Reviewed by Suzie Chick
A famous writer once recommended that the best way to get over a woman was to destroy her in literature. This has never been so true as for Tom Ford’s latest film, Nocturnal Animals.
The film centres on the relationship of Susan (Amy Adams) and Edward (Jake Gyllenhaal); it’s beginning, its crisis and post mortem. We meet Susan; a successful art dealer, divorced from Edward and married to banker husband, Hutton. Susan has an ultra cool exterior, living in the sophisticated world of high art. Despite her obvious success and wealth, Susan appears depressed and dissatisfied with her life (not to be helped by Hutton’s recent infidelities). Edward re-enters her life by way of sending Susan his soon to be published novel, entitled Nocturnal Animals which is dedicated to her.
I warn you now, before you proceed any further, plot spoilers are to follow (you have been warned)!
We then watch as Susan gradually reads Edward’s novel, whilst reminiscing about their relationship and the pivotal moments, which signaled its demise including her eventual affair with Hutton. Edward’s novel tells of a family run off the road by several young men, with the wife and daughter kidnapped, raped and murdered. The husband (played by Jake Gyllenhaal again) then searches for justice against his family’s killers.
Maybe this was his way of dealing with the unfinished business left by their broken marriage.
It is not lost on us, the audience, that the wife (kidnapped and murdered) in Edward’s novel represents Susan (the double roles played by Jake make it plainly obvious). It would seem that Edward has sought vengeance against his unfaithful wife through turning her into fiction and then destroying her. He takes the ultimate revenge by sending Susan his manuscript. Edward wanted to guarantee Susan’s full attention to his words. Maybe this was his way of dealing with the unfinished business left by their broken marriage.
It’s not usual, in therapy, for clients to find resolution through writing. Be it through a journal or an unsent letter
It’s not usual, in therapy, for clients to find resolution through writing. Be it through a journal or an unsent letter. This film certainly demonstrates the powerful nature of the written word. We are sometimes able to express the most painful parts of ourselves more effectively by putting pen to paper. There is safety in the container formed within the writing process. For me, as a trainee therapist, the real power comes from the reading of such words to another. To have your heart heard can be deeply moving and transformative.
We watch Susan close-up as she turns the pages of Edward’s manuscript. She slowly comes to terms with the damage she has caused to Edward and her current unhappiness.

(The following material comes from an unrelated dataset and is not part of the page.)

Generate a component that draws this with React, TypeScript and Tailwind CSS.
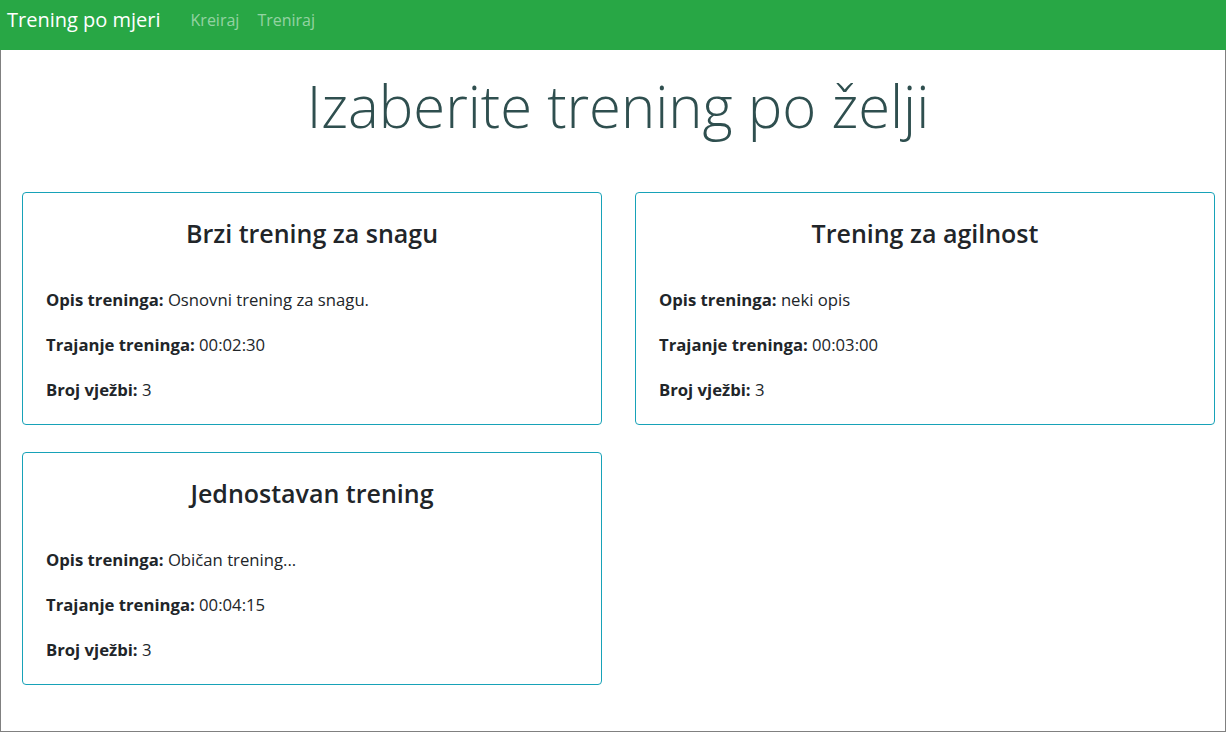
import React from 'react';

const trainings = [
  { name: 'Brzi trening za snagu', desc: 'Osnovni trening za snagu.', duration: '00:02:30', count: 3 },
  { name: 'Trening za agilnost', desc: 'neki opis', duration: '00:03:00', count: 3 },
  { name: 'Jednostavan trening', desc: 'Običan trening...', duration: '00:04:15', count: 3 },
];

function TrainingCard({ t }: { t: (typeof trainings)[number] }) {
  return (
    <div className="border border-[#17a2b8] rounded-[4px] px-[23px] pt-[23px] pb-[22px] flex flex-col">
      <h3 className="text-[25px] leading-[34px] font-semibold text-center text-[#212529] mb-[38px]">{t.name}</h3>
      <div className="flex flex-col gap-[21px] text-[16.7px] leading-[24px] text-[#212529]">
        <p><b className="font-bold">Opis treninga:</b> {t.desc}</p>
        <p><b className="font-bold">Trajanje treninga:</b> {t.duration}</p>
        <p><b className="font-bold">Broj vježbi:</b> {t.count}</p>
      </div>
    </div>
  );
}

export default function App() {
  return (
    <div className="w-[1226px] h-[732px] flex flex-col bg-white font-['Open_Sans',sans-serif]">
      <nav className="h-[50px] bg-[#28a745] flex items-start pt-[6px] px-[7px] shrink-0">
        <span className="text-[20px] leading-[28px] text-white mr-[30px]">Trening po mjeri</span>
        <div className="flex gap-[18px] pt-[2px] text-[16px] leading-[24px] text-white/50">
          <span>Kreiraj</span>
          <span>Treniraj</span>
        </div>
      </nav>
      <main className="flex-1 border-x border-b border-[#808080]">
        <h1 className="text-center text-[58px] leading-[72px] font-light text-[#2f4f4f] mt-[20px] mb-[50px] pl-[10px]">
          Izaberite trening po želji
        </h1>
        <div className="grid grid-cols-2 gap-y-[27px]">
          {trainings.map((t, i) => (
            <div key={i} className={i % 2 === 0 ? 'pl-[21px] pr-[11px]' : 'pl-[22px] pr-[10px]'}>
              <TrainingCard t={t} />
            </div>
          ))}
        </div>
      </main>
    </div>
  );
}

Ironically Susan confronts her reality through a work of fiction. The lines between Susan’s current life, her past and Edwards’s novel become blurred and intertwined. In a strange way, Edward gave her an absolute gift in his writing.
With her reading complete, Susan agrees to meet Edward. We watch, as she gets ready for their reunion. She makes a conscious choice to remove some of her make up and jewellery. A sign of her removing part of her false self (the art dealer who looks as perfect as her wares) and returning to a more natural and authentic look.
Ford allows us, the audience, to gain in excitement and anticipation of Susan and Edward’s meeting. She sits at a table in a fancy restaurant; drink in hand, waiting for him. The film ends. We are left in the unknown as to whether Edward will appear or what the next chapter of Susan’s life will be. It certainly seems that she can never go back to the place she was before. Through his novel, Edward has given her a massive (and harsh) dose of reality, one that would be impossible to ignore.
Nocturnal Animals is written and directed by Tom Ford. Focus Features, US, 2016. 116 minutes.